* begin Supplied material *
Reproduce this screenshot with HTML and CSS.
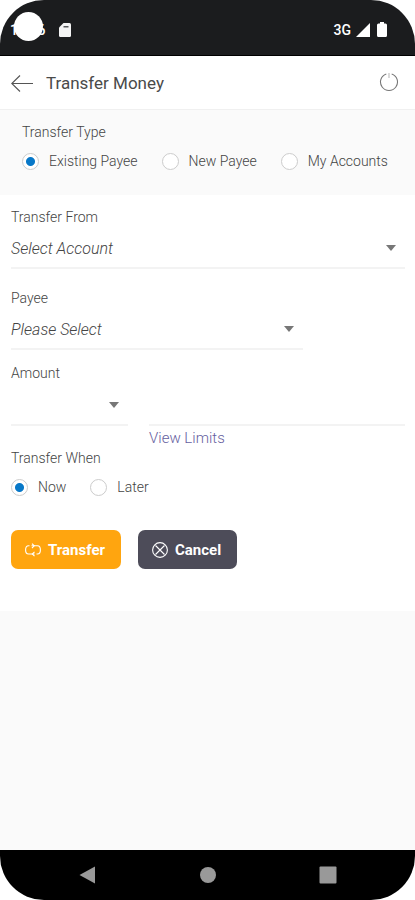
FILE: index.html
```html
<!DOCTYPE html>
<html lang="en">
<head>
<meta charset="utf-8">
<meta name="viewport" content="width=device-width, initial-scale=1">
<title>Transfer Money</title>
<link rel="stylesheet" href="styles.css">
</head>
<body>
<div class="phone">
  <div class="status">
    <span class="time">12:36</span>
    <span class="camera"></span>
    <svg class="sd" width="12" height="14" viewBox="0 0 12 14"><path d="M4.5 0H10.500Q12 0 12 1.500V12.500Q12 14 10.500 14H1.500Q0 14 0 12.500V4.500Z" fill="#f4f4f4"/><path d="M4.500 3.800H9.500" stroke="#55575a" stroke-width="1.500"/></svg>
    <span class="network">3G</span>
    <svg class="signal" width="14" height="14" viewBox="0 0 14 14"><path d="M14 0V14H0Z" fill="#fff"/></svg>
    <svg width="10" height="15" viewBox="0 0 10 15"><path d="M3 0H7V1.500H8.500Q10 1.500 10 3V13.500Q10 15 8.500 15H1.500Q0 15 0 13.500V3Q0 1.500 1.500 1.500H3Z" fill="#fff"/></svg>
  </div>

  <header class="header">
    <button class="icon-button" type="button" aria-label="Back">
      <svg width="23" height="18" viewBox="0 0 23 18" fill="none" stroke="#555" stroke-width="1.100"><path d="M22 9.500H.8M9 1.500L.8 9.500L9 17.500"/></svg>
    </button>
    <h1 class="title">Transfer Money</h1>
    <button class="icon-button" type="button" aria-label="Log out">
      <svg width="20" height="20" viewBox="0 0 20 20" fill="none" stroke="#777" stroke-width="1.100"><path d="M7.300 .9A8.500 8.500 0 1 0 12.700 .9"/><path d="M10 0V5" stroke="#bbb"/></svg>
    </button>
  </header>

  <form class="form">
    <fieldset class="type">
      <legend class="label">Transfer Type</legend>
      <div class="options">
        <label class="option"><input type="radio" name="type" checked>Existing Payee</label>
        <label class="option"><input type="radio" name="type">New Payee</label>
        <label class="option"><input type="radio" name="type">My Accounts</label>
      </div>
    </fieldset>

    <div class="fields">
      <div class="field">
        <label class="label" for="from">Transfer From</label>
        <div class="select"><select id="from"><option>Select Account</option></select></div>
      </div>
      <div class="field payee">
        <label class="label" for="payee">Payee</label>
        <div class="select"><select id="payee"><option>Please Select</option></select></div>
      </div>
      <div class="field amount">
        <label class="label" for="amount">Amount</label>
        <div class="amount-row">
          <div class="select currency"><select aria-label="Currency"><option></option></select></div>
          <div class="value">
            <input class="amount-input" id="amount" type="text" inputmode="decimal">
            <a class="limits" href="#limits">View Limits</a>
          </div>
        </div>
      </div>
      <fieldset class="when">
        <legend class="label">Transfer When</legend>
        <div class="options">
          <label class="option"><input type="radio" name="when" checked>Now</label>
          <label class="option"><input type="radio" name="when">Later</label>
        </div>
      </fieldset>
      <div class="actions">
        <button class="button primary" type="button">
          <svg width="16" height="14" viewBox="0 0 16 14" fill="none" stroke="#fff" stroke-width="1.100"><path d="M4.500 2.800H3.500Q.6 2.800 .6 7Q.6 11 3.500 11H9.500M11.500 11H12.500Q15.400 11 15.400 7Q15.400 2.800 12.500 2.800H6.500"/><path d="M7 .6L9.200 2.800L7 5M9.500 8.800L7.300 11L9.500 13.200"/></svg>
          Transfer
        </button>
        <button class="button secondary" type="button">
          <svg width="16" height="16" viewBox="0 0 16 16" fill="none" stroke="#fff" stroke-width="1.100"><circle cx="8" cy="8" r="7.400"/><path d="M3.500 3.500L12.500 12.500M12.500 3.500L3.500 12.500"/></svg>
          Cancel
        </button>
      </div>
    </div>
  </form>

  <nav class="nav">
    <button type="button" aria-label="Back"><svg width="18" height="18" viewBox="0 0 18 18"><path d="M.5 9L16 .5V17.500Z" fill="#999"/></svg></button>
    <button type="button" aria-label="Home"><svg width="18" height="18" viewBox="0 0 18 18"><circle cx="9" cy="9" r="8" fill="#999"/></svg></button>
    <button type="button" aria-label="Recent apps"><svg width="18" height="18" viewBox="0 0 18 18"><rect x=".5" y=".5" width="17" height="17" rx="1" fill="#999"/></svg></button>
  </nav>
</div>
</body>
</html>
```
FILE: styles.css
```css
* { box-sizing: border-box; }

body {
  margin: 0;
  background: #fff;
  color: #444;
  font-family: Roboto, sans-serif;
  font-size: 14px;
  font-weight: 300;
  line-height: 20px;
}

button {
  border: 0;
  padding: 0;
  background: none;
  font: inherit;
}

svg { display: block; flex: none; }

.phone {
  display: flex;
  flex-direction: column;
  min-height: 100vh;
  overflow: hidden;
  border-radius: 44px;
  background: #fafafa;
}

.status {
  position: relative;
  display: flex;
  align-items: center;
  height: 56px;
  padding: 4px 28px 0 10px;
  background: #1b1c1e;
  border-bottom: 1px solid #000;
  color: #fff;
  font-size: 14px;
  font-weight: 500;
}

.camera {
  position: absolute;
  top: 12px;
  left: 14px;
  width: 29px;
  height: 29px;
  border-radius: 50%;
  background: #fff;
}

.time { width: 49px; }
.network { margin-left: auto; }
.signal { margin: 0 7px 0 5px; }

.header {
  display: flex;
  align-items: center;
  gap: 12px;
  height: 54px;
  padding: 0 16px 0 11px;
  background: #fff;
  border-bottom: 1px solid #f0f0f0;
}

.title {
  flex: 1;
  margin: 0;
  color: #4a4a4a;
  font-size: 17px;
  font-weight: 400;
}

fieldset {
  min-width: 0;
  margin: 0;
  padding: 0;
  border: 0;
}

legend { padding: 0; }

.label { display: block; }

.form { padding-top: 12px; }

.type { padding: 0 22px 24px; }

.options {
  display: flex;
  gap: 24px;
  padding-top: 9px;
}

.option {
  display: flex;
  align-items: center;
  gap: 10px;
  white-space: nowrap;
}

input[type="radio"] {
  appearance: none;
  width: 17px;
  height: 17px;
  margin: 0;
  border: 1px solid #ccc;
  border-radius: 50%;
  background: #fff;
}

input[type="radio"]:checked {
  background: radial-gradient(circle, #0878c8 4px, #fff 5px);
}

.fields {
  padding: 12px 10px 42px 11px;
  background: #fff;
}

.field { margin-bottom: 19px; }

.select { position: relative; }

.select::after {
  content: "";
  position: absolute;
  top: 18px;
  right: 9px;
  border: 5px solid transparent;
  border-top: 6px solid #777;
  border-bottom: 0;
}

select,
.amount-input {
  appearance: none;
  display: block;
  width: 100%;
  height: 42px;
  margin: 0;
  padding: 2px 0 0;
  border: 0;
  border-bottom: 2px solid #f3f3f3;
  border-radius: 0;
  background: none;
  color: #444;
  font: italic 300 16px Roboto, sans-serif;
}

.payee {
  width: 74%;
  margin-bottom: 13px;
}

.amount { margin: 0; }

.amount-row {
  display: grid;
  grid-template-columns: 117px 1fr;
  gap: 21px;
  padding-top: 1px;
}

.limits {
  display: block;
  padding-top: 2px;
  color: #6660a0;
  font-size: 15px;
  text-decoration: none;
}

.actions {
  display: flex;
  gap: 17px;
  padding-top: 33px;
}

.button {
  display: flex;
  align-items: center;
  gap: 7px;
  height: 39px;
  padding: 0 16px 0 14px;
  border-radius: 7px;
  color: #fff;
  font-size: 15px;
  font-weight: 700;
}

.primary { background: #ffa50f; }
.secondary { background: #4d4c59; }

.nav {
  display: flex;
  align-items: center;
  justify-content: center;
  gap: 102px;
  height: 50px;
  margin-top: auto;
  background: #000;
}
```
* end Supplied material *
Give back every line exactly as it stands, pictures excluded.

Reproduce this screenshot with HTML and CSS.
FILE: index.html
```html
<!DOCTYPE html>
<html lang="en">
<head>
<meta charset="utf-8">
<meta name="viewport" content="width=device-width, initial-scale=1">
<title>Transfer Money</title>
<link rel="stylesheet" href="styles.css">
</head>
<body>
<div class="phone">
  <div class="status">
    <span class="time">12:36</span>
    <span class="camera"></span>
    <svg class="sd" width="12" height="14" viewBox="0 0 12 14"><path d="M4.5 0H10.500Q12 0 12 1.500V12.500Q12 14 10.500 14H1.500Q0 14 0 12.500V4.500Z" fill="#f4f4f4"/><path d="M4.500 3.800H9.500" stroke="#55575a" stroke-width="1.500"/></svg>
    <span class="network">3G</span>
    <svg class="signal" width="14" height="14" viewBox="0 0 14 14"><path d="M14 0V14H0Z" fill="#fff"/></svg>
    <svg width="10" height="15" viewBox="0 0 10 15"><path d="M3 0H7V1.500H8.500Q10 1.500 10 3V13.500Q10 15 8.500 15H1.500Q0 15 0 13.500V3Q0 1.500 1.500 1.500H3Z" fill="#fff"/></svg>
  </div>

  <header class="header">
    <button class="icon-button" type="button" aria-label="Back">
      <svg width="23" height="18" viewBox="0 0 23 18" fill="none" stroke="#555" stroke-width="1.100"><path d="M22 9.500H.8M9 1.500L.8 9.500L9 17.500"/></svg>
    </button>
    <h1 class="title">Transfer Money</h1>
    <button class="icon-button" type="button" aria-label="Log out">
      <svg width="20" height="20" viewBox="0 0 20 20" fill="none" stroke="#777" stroke-width="1.100"><path d="M7.300 .9A8.500 8.500 0 1 0 12.700 .9"/><path d="M10 0V5" stroke="#bbb"/></svg>
    </button>
  </header>

  <form class="form">
    <fieldset class="type">
      <legend class="label">Transfer Type</legend>
      <div class="options">
        <label class="option"><input type="radio" name="type" checked>Existing Payee</label>
        <label class="option"><input type="radio" name="type">New Payee</label>
        <label class="option"><input type="radio" name="type">My Accounts</label>
      </div>
    </fieldset>

    <div class="fields">
      <div class="field">
        <label class="label" for="from">Transfer From</label>
        <div class="select"><select id="from"><option>Select Account</option></select></div>
      </div>
      <div class="field payee">
        <label class="label" for="payee">Payee</label>
        <div class="select"><select id="payee"><option>Please Select</option></select></div>
      </div>
      <div class="field amount">
        <label class="label" for="amount">Amount</label>
        <div class="amount-row">
          <div class="select currency"><select aria-label="Currency"><option></option></select></div>
          <div class="value">
            <input class="amount-input" id="amount" type="text" inputmode="decimal">
            <a class="limits" href="#limits">View Limits</a>
          </div>
        </div>
      </div>
      <fieldset class="when">
        <legend class="label">Transfer When</legend>
        <div class="options">
          <label class="option"><input type="radio" name="when" checked>Now</label>
          <label class="option"><input type="radio" name="when">Later</label>
        </div>
      </fieldset>
      <div class="actions">
        <button class="button primary" type="button">
          <svg width="16" height="14" viewBox="0 0 16 14" fill="none" stroke="#fff" stroke-width="1.100"><path d="M4.500 2.800H3.500Q.6 2.800 .6 7Q.6 11 3.500 11H9.500M11.500 11H12.500Q15.400 11 15.400 7Q15.400 2.800 12.500 2.800H6.500"/><path d="M7 .6L9.200 2.800L7 5M9.500 8.800L7.300 11L9.500 13.200"/></svg>
          Transfer
        </button>
        <button class="button secondary" type="button">
          <svg width="16" height="16" viewBox="0 0 16 16" fill="none" stroke="#fff" stroke-width="1.100"><circle cx="8" cy="8" r="7.400"/><path d="M3.500 3.500L12.500 12.500M12.500 3.500L3.500 12.500"/></svg>
          Cancel
        </button>
      </div>
    </div>
  </form>

  <nav class="nav">
    <button type="button" aria-label="Back"><svg width="18" height="18" viewBox="0 0 18 18"><path d="M.5 9L16 .5V17.500Z" fill="#999"/></svg></button>
    <button type="button" aria-label="Home"><svg width="18" height="18" viewBox="0 0 18 18"><circle cx="9" cy="9" r="8" fill="#999"/></svg></button>
    <button type="button" aria-label="Recent apps"><svg width="18" height="18" viewBox="0 0 18 18"><rect x=".5" y=".5" width="17" height="17" rx="1" fill="#999"/></svg></button>
  </nav>
</div>
</body>
</html>
```
FILE: styles.css
```css
* { box-sizing: border-box; }

body {
  margin: 0;
  background: #fff;
  color: #444;
  font-family: Roboto, sans-serif;
  font-size: 14px;
  font-weight: 300;
  line-height: 20px;
}

button {
  border: 0;
  padding: 0;
  background: none;
  font: inherit;
}

svg { display: block; flex: none; }

.phone {
  display: flex;
  flex-direction: column;
  min-height: 100vh;
  overflow: hidden;
  border-radius: 44px;
  background: #fafafa;
}

.status {
  position: relative;
  display: flex;
  align-items: center;
  height: 56px;
  padding: 4px 28px 0 10px;
  background: #1b1c1e;
  border-bottom: 1px solid #000;
  color: #fff;
  font-size: 14px;
  font-weight: 500;
}

.camera {
  position: absolute;
  top: 12px;
  left: 14px;
  width: 29px;
  height: 29px;
  border-radius: 50%;
  background: #fff;
}

.time { width: 49px; }
.network { margin-left: auto; }
.signal { margin: 0 7px 0 5px; }

.header {
  display: flex;
  align-items: center;
  gap: 12px;
  height: 54px;
  padding: 0 16px 0 11px;
  background: #fff;
  border-bottom: 1px solid #f0f0f0;
}

.title {
  flex: 1;
  margin: 0;
  color: #4a4a4a;
  font-size: 17px;
  font-weight: 400;
}

fieldset {
  min-width: 0;
  margin: 0;
  padding: 0;
  border: 0;
}

legend { padding: 0; }

.label { display: block; }

.form { padding-top: 12px; }

.type { padding: 0 22px 24px; }

.options {
  display: flex;
  gap: 24px;
  padding-top: 9px;
}

.option {
  display: flex;
  align-items: center;
  gap: 10px;
  white-space: nowrap;
}

input[type="radio"] {
  appearance: none;
  width: 17px;
  height: 17px;
  margin: 0;
  border: 1px solid #ccc;
  border-radius: 50%;
  background: #fff;
}

input[type="radio"]:checked {
  background: radial-gradient(circle, #0878c8 4px, #fff 5px);
}

.fields {
  padding: 12px 10px 42px 11px;
  background: #fff;
}

.field { margin-bottom: 19px; }

.select { position: relative; }

.select::after {
  content: "";
  position: absolute;
  top: 18px;
  right: 9px;
  border: 5px solid transparent;
  border-top: 6px solid #777;
  border-bottom: 0;
}

select,
.amount-input {
  appearance: none;
  display: block;
  width: 100%;
  height: 42px;
  margin: 0;
  padding: 2px 0 0;
  border: 0;
  border-bottom: 2px solid #f3f3f3;
  border-radius: 0;
  background: none;
  color: #444;
  font: italic 300 16px Roboto, sans-serif;
}

.payee {
  width: 74%;
  margin-bottom: 13px;
}

.amount { margin: 0; }

.amount-row {
  display: grid;
  grid-template-columns: 117px 1fr;
  gap: 21px;
  padding-top: 1px;
}

.limits {
  display: block;
  padding-top: 2px;
  color: #6660a0;
  font-size: 15px;
  text-decoration: none;
}

.actions {
  display: flex;
  gap: 17px;
  padding-top: 33px;
}

.button {
  display: flex;
  align-items: center;
  gap: 7px;
  height: 39px;
  padding: 0 16px 0 14px;
  border-radius: 7px;
  color: #fff;
  font-size: 15px;
  font-weight: 700;
}

.primary { background: #ffa50f; }
.secondary { background: #4d4c59; }

.nav {
  display: flex;
  align-items: center;
  justify-content: center;
  gap: 102px;
  height: 50px;
  margin-top: auto;
  background: #000;
}
```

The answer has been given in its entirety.